The “why” remains as compelling as ever: helping students develop the competencies they will need to continue learning throughout their academic and professional careers. But guiding students toward the development of self-direction and a capacity for continuous learning cannot be accomplished by simply focusing on passing classes. A true commitment to competency means a commitment to nurturing student agency — which is not compatible with the traditional faculty-centered model in which the instructor delivers and the student receives.

And let’s be honest: the conventional teacher-focused model of higher education was in trouble long before the pandemic — at least from the perspective of employers who found so many college graduates not yet ready for the workplace. Now the very value of higher education is being publicly questioned and many students will simply not bother to enroll.

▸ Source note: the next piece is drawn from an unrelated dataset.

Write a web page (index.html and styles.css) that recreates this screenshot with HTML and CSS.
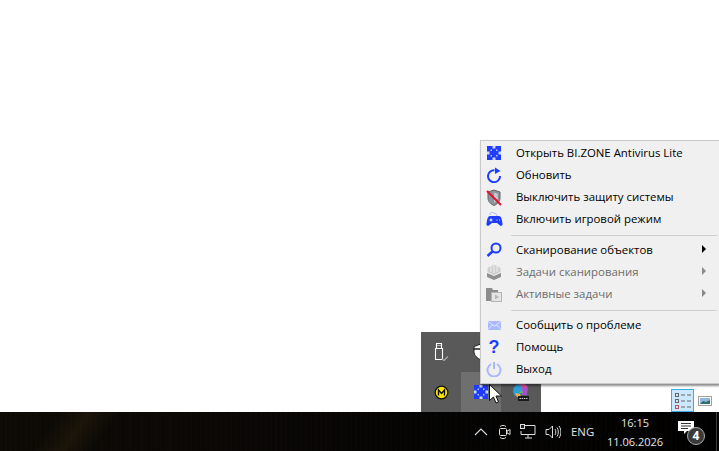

Spring 2020:  What Might Have Been

Let’s imagine a counterfactual:  what would have happened if seven or eight years ago, competency-based principles had been adopted more broadly?  What if the conventional paradigm had shifted, so that by the spring of 2020, students were not expected to watch videos of lectures but were accustomed to having responsibility for and agency over their own education?  What if higher ed had committed to developing engaging hybrid or online learning and to meeting the needs of working adults? What if students already had access to and were using technology that seamlessly furthered — not interfered with — their learning, which gave them anytime, anywhere access to their education?  The spring of 2020 would have looked very different.  And we might now be facing a very different fall.

A New Vision for Digital Learning

Let’s  take what we learned this spring — and what we learned over the past eight years — and make a commitment to learning strategies and the supporting technology that do not depend on time or place. Or Zoom. We know how to engage learners through digital modalities with meaningful projects that foster engagement, self-direction and the capacity for continuous learning.  We know how to help students develop and demonstrate workforce-relevant competencies through authentic assessment. It’s called CBE.